A name is one of the first gifts a parent gives to their child.
Names are important because they're one of the ways that we mark our place in the world.
They're the first symbols of our identity,
and one of the first things we lead with when we meet someone new, like now.
Hi, I'm Diana O'Pong.
I'm a reporter and a mom to three kids. As a parent, I know that the baby naming struggle
is real. I mean, the possibilities seem endless. How do you even begin to choose?
My name is Madeline. My name is Eloise. My name is Cecily. My name is Simon.
My name is Danielle.
My name is Marina.
Good job!
If you've been through the baby naming process, or are going through it now,
I'm sure I don't have to tell you just how overwhelming it can be.

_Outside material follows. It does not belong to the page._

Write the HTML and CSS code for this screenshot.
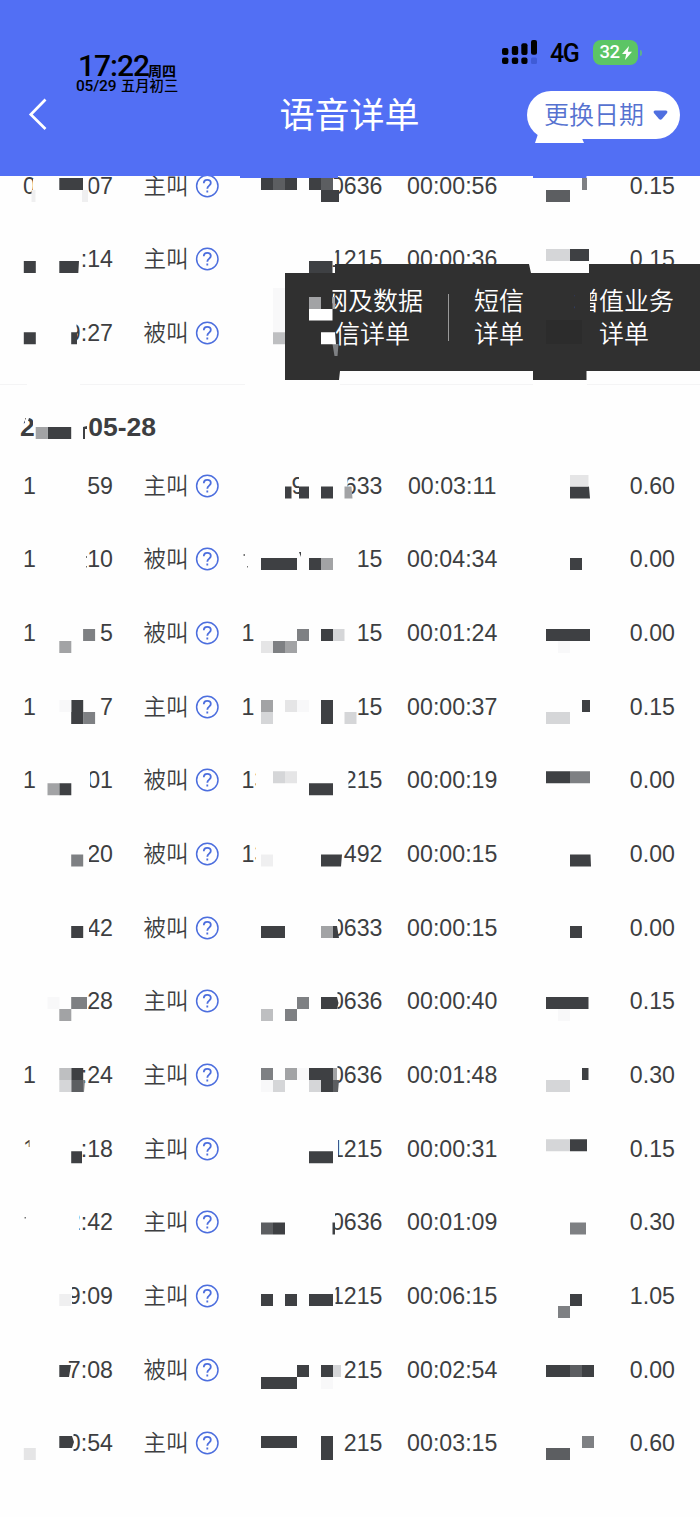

Here in the U.S., parents can pretty much name their child whatever they want,
which seems great until you have to pick one.
I wanted to find a framework to help parents everywhere through this process.
The first thing I learned is that it's supposed to be fun. So much of preparing for a baby is about anxieties.
You're worried about money, about health, about safety. Names should be your chance to just sit back and dream.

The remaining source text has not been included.